Peppermint scents can also motivate alertness because it triggers a part of the brain called the reticular activating system. This is the area of the brain that “puts us to sleep at night and wakes us up in the morning. It’s responsible for alertness,” Raudenbush added.

It’s best to use a pure scent, such as peppermint oil, because it has a greater effect on the mind and body, but mints or gums do the same thing.

“The effect is just not as dramatic, but it’s a lot easier to get gum or mints into a test,” Raudenbush said.

The use of peppermint or cinnamon scents is just one tactic students can use to help them concentrate while studying. Another method that some students may or may not have heard about is studying while listening to classical music. Unfortunately for some, this is an inconsistent technique, explained Mary Natvig, a musicologist and associate professor at BGSU.

This theory of listening to classical music is known as “The Mozart Effect” but “the experiments have not been replicated,” Natvig said.

“Basically, it’s not a reliable conclusion that listening to classical music helps you study or increases your IQ,” Natvig added. “‘The Mozart Effect’ is not reliable science.”

Even though Natvig doesn’t recommend students listen to classical music, she said she “hopes everyone does well on their exams whether they listen to music or not.”

So, the peppermint and cinnamon scents helping to improve alertness could be a great method to use while studying and also taking an exam, and by all means, if listening to classical music does help you concentrate, keep at it. These are only a few ways to help students study.

Richard Anderson, associate professor in the psychology department at the University, suggested some other tips for students.

“It helps to study information in the same type of environment that [a student] will be in when they take the exam because retrieval cues that are in the study environment can prompt the memory,” he said.

Anderson explained that studying in a classroom is better than studying in a bedroom, and studying “in the same classroom that you’ll be taking the exam in is better than just any classroom.”

Anderson also advises students organize materials and study in sessions rather than trying to study everything in one sitting. Making outlines of materials and writing notes in ways that make sense to the student are other ways that can help when studying.
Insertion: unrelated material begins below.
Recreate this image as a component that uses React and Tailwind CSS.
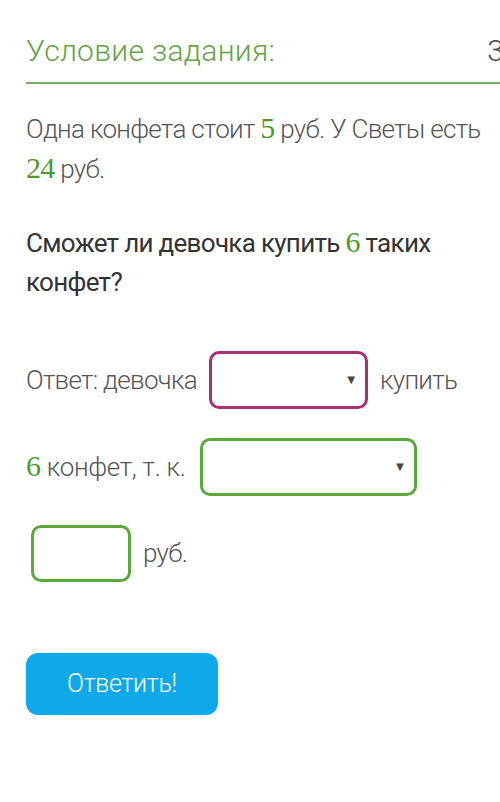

Other than just studying, Salene Cowher, a graduate professor at Edinboro University of Pennsylvania, said positive thinking can help a student achieve better grades. If a student has negative thoughts running through their head, this will affect the way they study.

“If the student says, ‘I am going to succeed on this,’ but they still have those tapes [of negative thoughts] playing in their mind, that will get in the way of their success,” Cowher added.

Cowher also suggested students to get adequate rest and avoid caffeine or sugary foods while studying because they have an “initial jolt of energy, but then have a downer effect later on.”

“I also encourage students to take a breather and close their eyes for a few minutes and think of something positive before studying,” Cowher said.